▶ **CHALLENGE**: Extract the complete listing and repeat it word for word.
═══ COLLECTED DATA
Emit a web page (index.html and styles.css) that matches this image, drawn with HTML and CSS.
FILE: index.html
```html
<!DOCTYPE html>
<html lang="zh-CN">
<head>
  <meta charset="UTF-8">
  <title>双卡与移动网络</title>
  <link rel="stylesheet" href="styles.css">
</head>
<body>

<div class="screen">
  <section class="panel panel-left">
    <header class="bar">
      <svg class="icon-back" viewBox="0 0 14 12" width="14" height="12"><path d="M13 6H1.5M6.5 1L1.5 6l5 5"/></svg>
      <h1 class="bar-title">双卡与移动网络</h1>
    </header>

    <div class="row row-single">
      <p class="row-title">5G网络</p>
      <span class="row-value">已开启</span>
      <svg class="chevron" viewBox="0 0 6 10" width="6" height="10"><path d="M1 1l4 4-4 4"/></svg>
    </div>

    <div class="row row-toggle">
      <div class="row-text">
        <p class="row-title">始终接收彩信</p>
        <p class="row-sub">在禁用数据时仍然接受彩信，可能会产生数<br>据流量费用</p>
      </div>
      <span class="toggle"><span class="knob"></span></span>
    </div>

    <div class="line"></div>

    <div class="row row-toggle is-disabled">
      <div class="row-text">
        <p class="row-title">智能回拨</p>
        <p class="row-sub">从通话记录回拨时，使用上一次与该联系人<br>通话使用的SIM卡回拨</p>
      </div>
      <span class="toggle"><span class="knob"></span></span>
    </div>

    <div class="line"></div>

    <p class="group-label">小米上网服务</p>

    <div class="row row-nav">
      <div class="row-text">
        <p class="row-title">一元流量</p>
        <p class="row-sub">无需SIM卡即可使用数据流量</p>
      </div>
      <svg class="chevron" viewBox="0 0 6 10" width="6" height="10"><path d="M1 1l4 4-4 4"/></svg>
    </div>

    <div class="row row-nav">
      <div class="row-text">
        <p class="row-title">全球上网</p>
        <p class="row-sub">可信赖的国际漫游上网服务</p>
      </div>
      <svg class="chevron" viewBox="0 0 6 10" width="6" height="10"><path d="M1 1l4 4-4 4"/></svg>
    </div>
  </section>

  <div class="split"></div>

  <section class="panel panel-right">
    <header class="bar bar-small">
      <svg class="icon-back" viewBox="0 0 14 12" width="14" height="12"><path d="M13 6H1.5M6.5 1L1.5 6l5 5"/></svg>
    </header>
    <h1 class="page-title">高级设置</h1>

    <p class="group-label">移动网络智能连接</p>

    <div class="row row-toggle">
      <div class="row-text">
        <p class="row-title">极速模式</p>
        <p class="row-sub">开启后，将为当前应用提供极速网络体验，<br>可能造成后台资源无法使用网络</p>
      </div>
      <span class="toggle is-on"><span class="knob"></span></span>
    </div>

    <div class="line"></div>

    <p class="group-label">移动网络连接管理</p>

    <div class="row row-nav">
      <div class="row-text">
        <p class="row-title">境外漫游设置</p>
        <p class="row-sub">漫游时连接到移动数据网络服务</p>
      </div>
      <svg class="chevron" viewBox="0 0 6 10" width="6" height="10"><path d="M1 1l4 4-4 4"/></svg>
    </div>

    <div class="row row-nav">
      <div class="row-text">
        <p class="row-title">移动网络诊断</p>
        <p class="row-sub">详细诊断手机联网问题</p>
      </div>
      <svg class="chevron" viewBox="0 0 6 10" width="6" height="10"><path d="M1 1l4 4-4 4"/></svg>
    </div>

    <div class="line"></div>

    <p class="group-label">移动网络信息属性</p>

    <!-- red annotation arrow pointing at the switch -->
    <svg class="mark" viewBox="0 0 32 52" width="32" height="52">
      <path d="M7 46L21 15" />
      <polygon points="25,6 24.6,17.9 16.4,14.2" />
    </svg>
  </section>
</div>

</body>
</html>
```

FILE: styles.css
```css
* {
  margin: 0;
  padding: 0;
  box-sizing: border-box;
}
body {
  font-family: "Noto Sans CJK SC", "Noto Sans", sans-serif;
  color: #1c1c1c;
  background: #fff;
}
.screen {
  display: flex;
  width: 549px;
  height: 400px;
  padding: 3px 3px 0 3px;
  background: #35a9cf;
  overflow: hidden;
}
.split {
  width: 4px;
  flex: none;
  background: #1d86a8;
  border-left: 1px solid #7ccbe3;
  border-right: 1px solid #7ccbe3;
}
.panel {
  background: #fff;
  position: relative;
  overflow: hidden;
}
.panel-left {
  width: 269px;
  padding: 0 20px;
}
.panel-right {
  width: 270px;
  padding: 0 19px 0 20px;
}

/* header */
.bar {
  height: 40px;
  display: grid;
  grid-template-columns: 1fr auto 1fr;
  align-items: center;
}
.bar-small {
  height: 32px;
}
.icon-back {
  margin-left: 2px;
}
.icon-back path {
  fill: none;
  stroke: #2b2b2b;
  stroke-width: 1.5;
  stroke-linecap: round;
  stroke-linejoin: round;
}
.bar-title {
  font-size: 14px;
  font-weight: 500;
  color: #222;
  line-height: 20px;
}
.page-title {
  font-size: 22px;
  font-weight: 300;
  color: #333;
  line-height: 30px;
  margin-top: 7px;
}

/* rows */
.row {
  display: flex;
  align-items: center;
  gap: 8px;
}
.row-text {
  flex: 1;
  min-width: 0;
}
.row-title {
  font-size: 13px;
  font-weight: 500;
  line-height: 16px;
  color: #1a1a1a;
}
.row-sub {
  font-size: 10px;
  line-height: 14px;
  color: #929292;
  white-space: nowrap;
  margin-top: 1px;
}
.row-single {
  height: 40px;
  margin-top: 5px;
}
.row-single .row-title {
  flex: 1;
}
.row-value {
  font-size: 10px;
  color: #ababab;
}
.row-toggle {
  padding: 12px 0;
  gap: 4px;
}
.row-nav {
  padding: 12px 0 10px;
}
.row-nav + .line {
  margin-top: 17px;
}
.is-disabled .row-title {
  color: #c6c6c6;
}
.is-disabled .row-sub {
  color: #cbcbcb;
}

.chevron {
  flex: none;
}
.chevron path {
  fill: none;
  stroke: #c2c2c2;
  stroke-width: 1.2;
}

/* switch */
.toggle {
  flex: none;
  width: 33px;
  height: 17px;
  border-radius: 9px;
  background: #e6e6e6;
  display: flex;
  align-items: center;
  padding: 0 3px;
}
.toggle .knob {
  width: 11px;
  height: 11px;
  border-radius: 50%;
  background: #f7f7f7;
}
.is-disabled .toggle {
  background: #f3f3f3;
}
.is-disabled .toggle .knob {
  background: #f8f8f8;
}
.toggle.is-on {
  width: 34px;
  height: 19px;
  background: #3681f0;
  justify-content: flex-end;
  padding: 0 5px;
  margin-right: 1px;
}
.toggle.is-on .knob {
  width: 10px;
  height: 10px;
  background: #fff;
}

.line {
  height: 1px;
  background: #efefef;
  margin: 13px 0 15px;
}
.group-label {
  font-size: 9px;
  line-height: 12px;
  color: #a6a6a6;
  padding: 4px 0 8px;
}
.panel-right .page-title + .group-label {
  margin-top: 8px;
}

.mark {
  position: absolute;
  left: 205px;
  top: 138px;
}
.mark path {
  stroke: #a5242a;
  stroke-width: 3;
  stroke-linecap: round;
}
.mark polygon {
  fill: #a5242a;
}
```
══════
▶ **FULL ANSWER**:
Emit a web page (index.html and styles.css) that matches this image, drawn with HTML and CSS.
FILE: index.html
```html
<!DOCTYPE html>
<html lang="zh-CN">
<head>
  <meta charset="UTF-8">
  <title>双卡与移动网络</title>
  <link rel="stylesheet" href="styles.css">
</head>
<body>

<div class="screen">
  <section class="panel panel-left">
    <header class="bar">
      <svg class="icon-back" viewBox="0 0 14 12" width="14" height="12"><path d="M13 6H1.5M6.5 1L1.5 6l5 5"/></svg>
      <h1 class="bar-title">双卡与移动网络</h1>
    </header>

    <div class="row row-single">
      <p class="row-title">5G网络</p>
      <span class="row-value">已开启</span>
      <svg class="chevron" viewBox="0 0 6 10" width="6" height="10"><path d="M1 1l4 4-4 4"/></svg>
    </div>

    <div class="row row-toggle">
      <div class="row-text">
        <p class="row-title">始终接收彩信</p>
        <p class="row-sub">在禁用数据时仍然接受彩信，可能会产生数<br>据流量费用</p>
      </div>
      <span class="toggle"><span class="knob"></span></span>
    </div>

    <div class="line"></div>

    <div class="row row-toggle is-disabled">
      <div class="row-text">
        <p class="row-title">智能回拨</p>
        <p class="row-sub">从通话记录回拨时，使用上一次与该联系人<br>通话使用的SIM卡回拨</p>
      </div>
      <span class="toggle"><span class="knob"></span></span>
    </div>

    <div class="line"></div>

    <p class="group-label">小米上网服务</p>

    <div class="row row-nav">
      <div class="row-text">
        <p class="row-title">一元流量</p>
        <p class="row-sub">无需SIM卡即可使用数据流量</p>
      </div>
      <svg class="chevron" viewBox="0 0 6 10" width="6" height="10"><path d="M1 1l4 4-4 4"/></svg>
    </div>

    <div class="row row-nav">
      <div class="row-text">
        <p class="row-title">全球上网</p>
        <p class="row-sub">可信赖的国际漫游上网服务</p>
      </div>
      <svg class="chevron" viewBox="0 0 6 10" width="6" height="10"><path d="M1 1l4 4-4 4"/></svg>
    </div>
  </section>

  <div class="split"></div>

  <section class="panel panel-right">
    <header class="bar bar-small">
      <svg class="icon-back" viewBox="0 0 14 12" width="14" height="12"><path d="M13 6H1.5M6.5 1L1.5 6l5 5"/></svg>
    </header>
    <h1 class="page-title">高级设置</h1>

    <p class="group-label">移动网络智能连接</p>

    <div class="row row-toggle">
      <div class="row-text">
        <p class="row-title">极速模式</p>
        <p class="row-sub">开启后，将为当前应用提供极速网络体验，<br>可能造成后台资源无法使用网络</p>
      </div>
      <span class="toggle is-on"><span class="knob"></span></span>
    </div>

    <div class="line"></div>

    <p class="group-label">移动网络连接管理</p>

    <div class="row row-nav">
      <div class="row-text">
        <p class="row-title">境外漫游设置</p>
        <p class="row-sub">漫游时连接到移动数据网络服务</p>
      </div>
      <svg class="chevron" viewBox="0 0 6 10" width="6" height="10"><path d="M1 1l4 4-4 4"/></svg>
    </div>

    <div class="row row-nav">
      <div class="row-text">
        <p class="row-title">移动网络诊断</p>
        <p class="row-sub">详细诊断手机联网问题</p>
      </div>
      <svg class="chevron" viewBox="0 0 6 10" width="6" height="10"><path d="M1 1l4 4-4 4"/></svg>
    </div>

    <div class="line"></div>

    <p class="group-label">移动网络信息属性</p>

    <!-- red annotation arrow pointing at the switch -->
    <svg class="mark" viewBox="0 0 32 52" width="32" height="52">
      <path d="M7 46L21 15" />
      <polygon points="25,6 24.6,17.9 16.4,14.2" />
    </svg>
  </section>
</div>

</body>
</html>
```

FILE: styles.css
```css
* {
  margin: 0;
  padding: 0;
  box-sizing: border-box;
}
body {
  font-family: "Noto Sans CJK SC", "Noto Sans", sans-serif;
  color: #1c1c1c;
  background: #fff;
}
.screen {
  display: flex;
  width: 549px;
  height: 400px;
  padding: 3px 3px 0 3px;
  background: #35a9cf;
  overflow: hidden;
}
.split {
  width: 4px;
  flex: none;
  background: #1d86a8;
  border-left: 1px solid #7ccbe3;
  border-right: 1px solid #7ccbe3;
}
.panel {
  background: #fff;
  position: relative;
  overflow: hidden;
}
.panel-left {
  width: 269px;
  padding: 0 20px;
}
.panel-right {
  width: 270px;
  padding: 0 19px 0 20px;
}

/* header */
.bar {
  height: 40px;
  display: grid;
  grid-template-columns: 1fr auto 1fr;
  align-items: center;
}
.bar-small {
  height: 32px;
}
.icon-back {
  margin-left: 2px;
}
.icon-back path {
  fill: none;
  stroke: #2b2b2b;
  stroke-width: 1.5;
  stroke-linecap: round;
  stroke-linejoin: round;
}
.bar-title {
  font-size: 14px;
  font-weight: 500;
  color: #222;
  line-height: 20px;
}
.page-title {
  font-size: 22px;
  font-weight: 300;
  color: #333;
  line-height: 30px;
  margin-top: 7px;
}

/* rows */
.row {
  display: flex;
  align-items: center;
  gap: 8px;
}
.row-text {
  flex: 1;
  min-width: 0;
}
.row-title {
  font-size: 13px;
  font-weight: 500;
  line-height: 16px;
  color: #1a1a1a;
}
.row-sub {
  font-size: 10px;
  line-height: 14px;
  color: #929292;
  white-space: nowrap;
  margin-top: 1px;
}
.row-single {
  height: 40px;
  margin-top: 5px;
}
.row-single .row-title {
  flex: 1;
}
.row-value {
  font-size: 10px;
  color: #ababab;
}
.row-toggle {
  padding: 12px 0;
  gap: 4px;
}
.row-nav {
  padding: 12px 0 10px;
}
.row-nav + .line {
  margin-top: 17px;
}
.is-disabled .row-title {
  color: #c6c6c6;
}
.is-disabled .row-sub {
  color: #cbcbcb;
}

.chevron {
  flex: none;
}
.chevron path {
  fill: none;
  stroke: #c2c2c2;
  stroke-width: 1.2;
}

/* switch */
.toggle {
  flex: none;
  width: 33px;
  height: 17px;
  border-radius: 9px;
  background: #e6e6e6;
  display: flex;
  align-items: center;
  padding: 0 3px;
}
.toggle .knob {
  width: 11px;
  height: 11px;
  border-radius: 50%;
  background: #f7f7f7;
}
.is-disabled .toggle {
  background: #f3f3f3;
}
.is-disabled .toggle .knob {
  background: #f8f8f8;
}
.toggle.is-on {
  width: 34px;
  height: 19px;
  background: #3681f0;
  justify-content: flex-end;
  padding: 0 5px;
  margin-right: 1px;
}
.toggle.is-on .knob {
  width: 10px;
  height: 10px;
  background: #fff;
}

.line {
  height: 1px;
  background: #efefef;
  margin: 13px 0 15px;
}
.group-label {
  font-size: 9px;
  line-height: 12px;
  color: #a6a6a6;
  padding: 4px 0 8px;
}
.panel-right .page-title + .group-label {
  margin-top: 8px;
}

.mark {
  position: absolute;
  left: 205px;
  top: 138px;
}
.mark path {
  stroke: #a5242a;
  stroke-width: 3;
  stroke-linecap: round;
}
.mark polygon {
  fill: #a5242a;
}
```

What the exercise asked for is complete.